03-04-2005, 09:09 PM
I agree with wolfdog. If it's the same where you're at Trane sells rebuilt Carlyle O6E cheaper than Carrier
Change the compressor, change driers, dry the system out, check microns (try to achieve 500 or less). Make sure flow switch is not stuck shut and that freeze protection works, and if it is a pump down system make sure it shuts off on low pressure switch.
04-02-2005, 03:51 AM
Remember anytime you have water on the refrigerant system, that mean you have to properly drain all the water , especially on the condensers. I recommend making holes on the headers at the lowest point and pressurizing the system with nitrogen a couple of times then prperly dehydrate the system, using a cold trap with dry ice. Monitor vacuum and change oil at your discretion.
04-03-2005, 11:24 PM
On a 50 ton chiller if it was floodeded chuck it. The time you spend trying to dehydrate it and the future failures youll have will pay for a new chiller.
04-04-2005, 01:29 AM
The bottom line is if the dehydration procedure is not performed completly and additional means of cleanup is not performed after the start up your customer is in for costly learning expierence.

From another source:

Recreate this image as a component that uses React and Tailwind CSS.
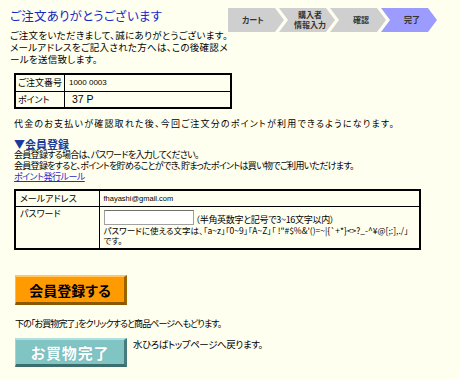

Moisture combined with refrigerant equals acid. Acid in a system equals compressor failure. Compressor failure creates more system acid which equals additional compressor failures.
What we are saying is this type of system repair is extesive, expensive and should be considered very carefully, be performed by a qualified tech using the proper equipment.(No waranty)
04-04-2005, 08:43 PM
Id say at the minimum, flush the system well, install a new compressor, tripple evacuate, install Liquid and suction driers, and start it up slowly, monitor for moisture, acid and change the driers a few times. Drain the oil and replace it along with the driers and you should be ok.
04-04-2005, 08:56 PM
is it in a plant?
i had this happen to me 5 times in one year. (cw condensers busting because of bad water treatment)
i didn't replace the compressors, cut the liquid lines right before the txvs then blew (plant supplied) dry nitrogen through it for two days, pulled a good vacuum, checking the oil for milkiness unless you use a knock-out pot, 500 mircons then your ready to go. after it has ran for a day change the dryers do the same after a week.
04-07-2005, 09:34 AM
If you decide to evacuate the system be forewarned that water in the system that has a cap of refrigerant oil over it may not have enough vapor pressure to force its way throught the oil and you can achieve a 500 micron vac. and still have water - not just moisture - in the system. Options are:
(1)Make sure you can add enough heat to any low points to raise the vapor pressure enough to force the moisture through the oil. Hot water may be one option for the chiller barrel or condenser, but may not be practical in your case.
(2)Flush the system with several gallons of The solvent of your choice since R-11 is no longer an option. Nu-calgon has a flush that they recommend for many applications that is basically just a degreaser, but will evaporate with no residue. State Chemicals make a material called DRI that is pretty expensive, but does absorb moisture. I hesitate to mention alcohol due to the various hazards of handing it.
(3) Drain any and all low points. The chiller barrel should have a drain plug at the low point, as should the condenser, but the refrigerant lines may have a loop or trap that could be a different problem. Even the body of a horizontal liquid line filter could trap some water.
I mention this because a good friend of mine took a long cold financial bath because he evacuated to the proper level and yet had a slug of water come in and short out the compressor terminals shortly after start-up. I did not witness the vac. but he had a competent and reliabele tech.
on the job. I did witness the water that poured out of the compressor when we opened it a month later up prior to returning it for rebuild.